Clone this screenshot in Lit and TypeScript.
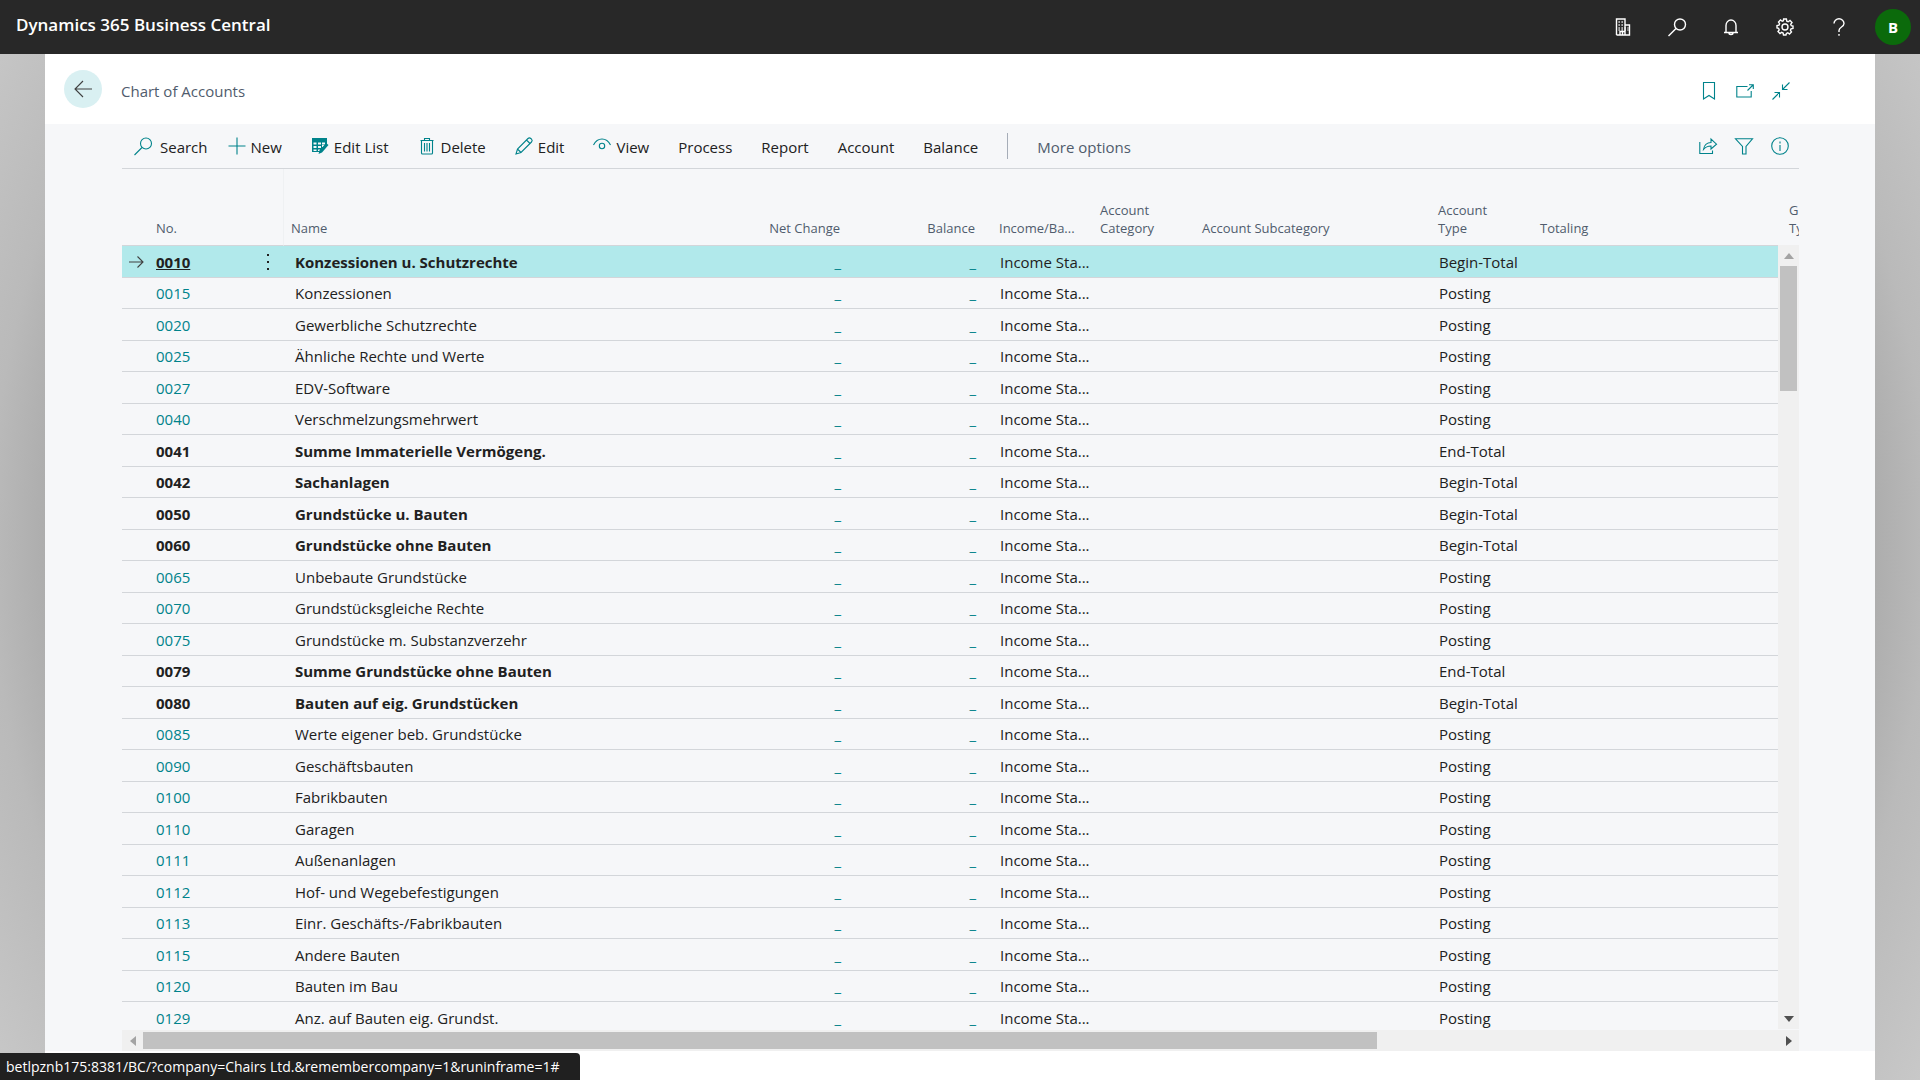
import { LitElement, html, css, svg, nothing } from "lit";
import { customElement } from "lit/decorators.js";
import { classMap } from "lit/directives/class-map.js";

type Row = [string, string, string];

const ROWS: Row[] = [
  ["0010", "Konzessionen u. Schutzrechte", "Begin-Total"],
  ["0015", "Konzessionen", "Posting"],
  ["0020", "Gewerbliche Schutzrechte", "Posting"],
  ["0025", "Ähnliche Rechte und Werte", "Posting"],
  ["0027", "EDV-Software", "Posting"],
  ["0040", "Verschmelzungsmehrwert", "Posting"],
  ["0041", "Summe Immaterielle Vermögeng.", "End-Total"],
  ["0042", "Sachanlagen", "Begin-Total"],
  ["0050", "Grundstücke u. Bauten", "Begin-Total"],
  ["0060", "Grundstücke ohne Bauten", "Begin-Total"],
  ["0065", "Unbebaute Grundstücke", "Posting"],
  ["0070", "Grundstücksgleiche Rechte", "Posting"],
  ["0075", "Grundstücke m. Substanzverzehr", "Posting"],
  ["0079", "Summe Grundstücke ohne Bauten", "End-Total"],
  ["0080", "Bauten auf eig. Grundstücken", "Begin-Total"],
  ["0085", "Werte eigener beb. Grundstücke", "Posting"],
  ["0090", "Geschäftsbauten", "Posting"],
  ["0100", "Fabrikbauten", "Posting"],
  ["0110", "Garagen", "Posting"],
  ["0111", "Außenanlagen", "Posting"],
  ["0112", "Hof- und Wegebefestigungen", "Posting"],
  ["0113", "Einr. Geschäfts-/Fabrikbauten", "Posting"],
  ["0115", "Andere Bauten", "Posting"],
  ["0120", "Bauten im Bau", "Posting"],
  ["0129", "Anz. auf Bauten eig. Grundst.", "Posting"],
];

const ICONS: Record<string, unknown> = {
  search: svg`<circle cx="12" cy="6.500" r="5.500"/><path d="M8 10.500L.5 18"/>`,
  plus: svg`<path d="M9 .5v17M.5 9h17"/>`,
  editList: svg`<path fill="currentColor" stroke="none" fill-rule="evenodd" d="M1 1h15v6l-2 2v-1h-3v2h2l-1 1h-1v2l-2 2H1zM2.500 5.500v2h3v-2zm4.500 0v2h3v-2zm4 0v2h3v-2zm-8.500 3.500v2h3V9zM7 9v2h3V9zm-4.500 3.500v1.500h3v-1.500zm4.500 0v1.500h2v-1.500z"/><path fill="currentColor" stroke="none" d="M15 6l2.500 2-6.500 7.500-3.500 1.500 1-3.500z"/>`,
  trash: svg`<path d="M2.500 3.500h13M6.500 3.500v-2h5v2M3.500 3.500v12.500a1 1 0 0 0 1 1h9a1 1 0 0 0 1-1V3.500M6.500 6v8.500M9 6v8.500M11.500 6v8.500"/>`,
  pencil: svg`<path d="M1 17l1.500-5L13 1.500a2 2 0 0 1 2.800 0l.7.700a2 2 0 0 1 0 2.800L6 15.500zM2.500 12L6 15.500M11.500 3l3.500 3.500"/>`,
  eye: svg`<path d="M.5 8C2.500 4 5.500 2 9 2S15.500 4 17.500 8"/><circle cx="9" cy="9" r="2.700"/>`,
  building: svg`<path d="M2.500 17V1h8.500v16M11 7h4.500v10H2.500M6 17v-3.500h5V17M8.500 14v3"/><path stroke-dasharray="1.300 1.700" d="M4.500 4h6M4.500 7h6M4.500 10h10M4.500 12h10"/>`,
  bell: svg`<path d="M2 14.500h14M4 14.500V7.500a5 5.500 0 0 1 10 0v7M7 15a2 1.500 0 0 0 4 0"/>`,
  gear: svg`<circle cx="9" cy="9" r="3"/><path d="M7.600 1h2.800l.4 2.200 1.400.6L14 2.500l2 2-1.300 1.800.6 1.400L17 8v2.500l-2 .4-.6 1.400L15.500 14l-2 2-1.700-1.200-1.400.6L10 17H7.500l-.4-2-1.500-.6L4 15.500l-2-2 1.200-1.700-.6-1.400L1 10V7.500l2-.4.6-1.400L2.500 4l2-2 1.700 1.200 1.200-.5z"/>`,
  help: svg`<path d="M4 5.500A5 4.700 0 0 1 14 5.500C14 9 9 9 9 12.500V14M9 16v1.800"/>`,
  back: svg`<path d="M18 9H1M9 1L1 9l8 8"/>`,
  row: svg`<path d="M2 9h14M10.500 3.500L16 9l-5.500 5.500"/>`,
  bookmark: svg`<path d="M3.500 .5h11v16.500L9 13.500 3.500 17z"/>`,
  popout: svg`<path d="M11.500 4.500H.8v10.500h14.400V9M11.500 8.500L17 3M13 2.700h4.300V7"/>`,
  collapse: svg`<path d="M17.500 .5L10.500 7.500M10.500 2.500v5h5M.5 17.500L7.500 10.500M2.500 10.500h5v5"/>`,
  share: svg`<path d="M.8 5v11.500h12.700V13.500M4.500 12.500C5 8.500 8 5.500 12 5.500V2L17.500 7.200 12 12V9C9 9 6.500 10 4.500 12.500z"/>`,
  filter: svg`<path d="M.5 1.800h17L11 9.500V17H7.500V9.500z"/>`,
  info: svg`<circle cx="9" cy="9" r="8.300"/><path d="M9 4.500v2M9 8v6"/>`,
};

const icon = (name: string) =>
  html`<svg class="icon" viewBox="0 0 18 18" aria-hidden="true">${ICONS[name]}</svg>`;

const ACTIONS: [string, string][] = [
  ["search", "Search"],
  ["plus", "New"],
  ["editList", "Edit List"],
  ["trash", "Delete"],
  ["pencil", "Edit"],
  ["eye", "View"],
];

const MENUS = ["Process", "Report", "Account", "Balance"];

@customElement("app-root")
export class AppRoot extends LitElement {
  static styles = css`
    :host {
      display: flex;
      flex-direction: column;
      height: 100vh;
      position: relative;
      overflow: hidden;
      font-family: "Open Sans", "Noto Sans", sans-serif;
      font-size: 15px;
      line-height: 20px;
      color: #212121;
      background: radial-gradient(circle farthest-corner, #adadad 83%, #bababa 88%, #c8c8c8 100%);
    }
    * { box-sizing: border-box; }
    button {
      font: inherit;
      color: inherit;
      background: none;
      border: 0;
      padding: 0;
      display: flex;
      align-items: center;
      white-space: nowrap;
    }
    a { color: inherit; text-decoration: none; }
    .icon {
      width: 18px;
      height: 18px;
      flex: none;
      fill: none;
      stroke: currentColor;
      stroke-width: 1.1;
      overflow: visible;
      display: block;
    }
    .topbar {
      flex: none;
      display: flex;
      align-items: center;
      justify-content: space-between;
      height: 54px;
      padding: 0 9px 0 16px;
      background: #282828;
      color: #fff;
    }
    .brand { font-size: 17px; font-weight: 600; padding-bottom: 4px; }
    .tools { display: flex; align-items: center; gap: 36px; }
    .tools .icon { stroke-width: 1.4; }
    .avatar {
      width: 36px;
      height: 36px;
      margin-left: -9px;
      border-radius: 50%;
      justify-content: center;
      background: #0b6a0b;
      font-size: 15px;
      font-weight: 700;
    }
    .panel {
      flex: 1;
      min-height: 0;
      margin: 0 45px;
      padding-bottom: 29px;
      background: #fff;
      display: flex;
      flex-direction: column;
    }
    .title {
      flex: none;
      display: flex;
      align-items: center;
      height: 70px;
      padding: 0 85px 0 19px;
    }
    .back {
      width: 38px;
      height: 38px;
      border-radius: 50%;
      background: #d9f0f2;
      color: #404040;
      justify-content: center;
    }
    h1 {
      margin: 0 auto 0 19px;
      padding-top: 4px;
      font-size: 15px;
      font-weight: 400;
      color: #505c6d;
    }
    .group { display: flex; gap: 18px; color: #00838b; }
    .title .group { padding-top: 3px; }
    .content {
      flex: 1;
      min-height: 0;
      display: flex;
      flex-direction: column;
      padding: 0 76px 0 77px;
      background: #f6f7f9;
    }
    .bar {
      flex: none;
      display: flex;
      align-items: center;
      height: 45px;
      padding: 0 10px 0 12px;
      border-bottom: 1px solid #d3d6da;
    }
    .actions { display: flex; gap: 29px; margin-right: auto; align-items: center; }
    .actions .icon { color: #00838b; }
    .action { gap: 5px; }
    .action.search { gap: 8px; margin-right: -9px; }
    .label { padding-top: 2px; }
    .sep { width: 1px; height: 26px; background: #a6adb8; }
    .more { color: #505c6d; }
    .list {
      flex: 1;
      min-height: 0;
      position: relative;
      overflow: hidden;
    }
    table {
      width: 100%;
      table-layout: fixed;
      border-collapse: separate;
      border-spacing: 0;
    }
    th, td { padding: 0; text-align: left; white-space: nowrap; overflow: hidden; }
    th {
      height: 77px;
      padding: 0 7px 8px;
      vertical-align: bottom;
      font-size: 13px;
      line-height: 18px;
      font-weight: 400;
      color: #505c6d;
      border-bottom: 1px solid #d3d6da;
    }
    .wrap { white-space: normal; }
    td {
      height: 31px;
      padding: 0 8px;
      line-height: 20px;
      border-bottom: 1px solid #d3d6da;
    }
    tr:nth-child(odd) td { height: 32px; }
    .mark { width: 27px; }
    .no { width: 102px; }
    .dots { width: 33px; }
    .name { width: 427px; }
    .net { width: 135px; }
    .bal { width: 135px; }
    .inc { width: 112px; }
    .cat { width: 102px; }
    .sub { width: 236px; }
    .type { width: 102px; }
    .rest { width: 17px; }
    th.net, th.bal { text-align: right; padding-right: 6px; }
    .rule { border-right: 1px solid #eff1f3; }
    td.no { padding-left: 7px; }
    td.mark { padding-left: 5px; color: #404040; }
    td.name { padding-left: 11px; }
    td.num { text-align: right; padding-right: 5px; color: #00838b; }
    td.no { color: #00838b; }
    th.inc { padding-left: 18px; padding-right: 0; }
    td.inc { padding-left: 19px; padding-right: 0; }
    .bold td.no, .bold td.name { color: #212121; font-weight: 700; }
    .current td { background: #b1e9eb; }
    .current td.no a { text-decoration: underline; }
    th.rest { padding-right: 0; }
    .kebab { width: 100%; height: 20px; justify-content: center; }
    .kebab .icon { fill: currentColor; stroke: none; }
    .vscroll {
      position: absolute;
      right: 0;
      top: 76px;
      bottom: 1px;
      width: 21px;
      padding: 0 2px;
      background: #f0f0f0;
      display: flex;
      flex-direction: column;
    }
    .hscroll {
      flex: none;
      height: 21px;
      padding: 2px 0;
      background: #f0f0f0;
      display: flex;
    }
    .cap { flex: none; width: 21px; display: flex; align-items: center; justify-content: center; }
    .vscroll .cap { width: auto; height: 21px; }
    .cap svg { width: 10px; height: 10px; fill: #505050; }
    .cap.off svg { fill: #a3a3a3; }
    .vthumb { height: 125px; background: #c1c1c1; margin-bottom: auto; }
    .track { flex: 1; }
    .hthumb { width: 75.500%; height: 100%; background: #c1c1c1; }
    .status {
      position: absolute;
      left: 0;
      bottom: 0;
      height: 27px;
      padding: 4px 20px 0 6px;
      border-radius: 0 4px 0 0;
      background: #202020;
      color: #fff;
      font-size: 14px;
      white-space: nowrap;
    }
  `;

  private row([no, name, type]: Row, i: number) {
    const bold = type !== "Posting";
    return html`<tr class=${classMap({ bold, current: i === 0 })}>
      <td class="mark">${i === 0 ? icon("row") : nothing}</td>
      <td class="no"><a href="#">${no}</a></td>
      <td class="dots">${i === 0
        ? html`<button class="kebab" aria-label="Row menu"><svg class="icon" viewBox="0 0 18 18"><path d="M8 1h2v2H8zM8 8h2v2H8zM8 15h2v2H8z"/></svg></button>`
        : nothing}</td>
      <td class="name">${name}</td>
      <td class="num"><a href="#">_</a></td>
      <td class="num"><a href="#">_</a></td>
      <td class="inc">Income Sta...</td>
      <td></td>
      <td></td>
      <td>${type}</td>
      <td></td>
      <td></td>
    </tr>`;
  }

  render() {
    return html`
      <header class="topbar">
        <div class="brand">Dynamics 365 Business Central</div>
        <div class="tools">
          ${["building", "search", "bell", "gear", "help"].map(
            (n) => html`<button aria-label=${n}>${icon(n)}</button>`
          )}
          <button class="avatar">B</button>
        </div>
      </header>
      <main class="panel">
        <div class="title">
          <button class="back" aria-label="Back">${icon("back")}</button>
          <h1>Chart of Accounts</h1>
          <div class="group">
            ${["bookmark", "popout", "collapse"].map(
              (n) => html`<button aria-label=${n}>${icon(n)}</button>`
            )}
          </div>
        </div>
        <section class="content">
          <div class="bar">
            <div class="actions">
              ${ACTIONS.map(
                ([ic, label]) =>
                  html`<button class="action ${ic}">${icon(ic)}<span class="label">${label}</span></button>`
              )}
              ${MENUS.map((label) => html`<button class="label">${label}</button>`)}
              <span class="sep"></span>
              <button class="label more">More options</button>
            </div>
            <div class="group">
              ${["share", "filter", "info"].map(
                (n) => html`<button aria-label=${n}>${icon(n)}</button>`
              )}
            </div>
          </div>
          <div class="list">
            <table>
              <thead>
                <tr>
                  <th class="mark"></th>
                  <th class="no">No.</th>
                  <th class="dots rule"></th>
                  <th class="name">Name</th>
                  <th class="net">Net Change</th>
                  <th class="bal">Balance</th>
                  <th class="inc">Income/Ba...</th>
                  <th class="cat wrap">Account Category</th>
                  <th class="sub">Account Subcategory</th>
                  <th class="type wrap">Account<br />Type</th>
                  <th>Totaling</th>
                  <th class="rest">G<br />Ty</th>
                </tr>
              </thead>
              <tbody>${ROWS.map((r, i) => this.row(r, i))}</tbody>
            </table>
            <div class="vscroll">
              <span class="cap off"><svg viewBox="0 0 10 10"><path d="M0 8h10L5 2z"/></svg></span>
              <span class="vthumb"></span>
              <span class="cap"><svg viewBox="0 0 10 10"><path d="M0 2h10L5 8z"/></svg></span>
            </div>
          </div>
          <div class="hscroll">
            <span class="cap off"><svg viewBox="0 0 10 10"><path d="M8 0v10L2 5z"/></svg></span>
            <div class="track"><div class="hthumb"></div></div>
            <span class="cap"><svg viewBox="0 0 10 10"><path d="M2 0v10l6-5z"/></svg></span>
          </div>
        </section>
      </main>
      <div class="status">betlpznb175:8381/BC/?company=Chairs Ltd.&amp;remembercompany=1&amp;runinframe=1#</div>
    `;
  }
}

..........

Copy each line that holds the word "this".

REPLY TO THE EXERCISE:
Clone this screenshot in Lit and TypeScript.
              <tbody>${ROWS.map((r, i) => this.row(r, i))}</tbody>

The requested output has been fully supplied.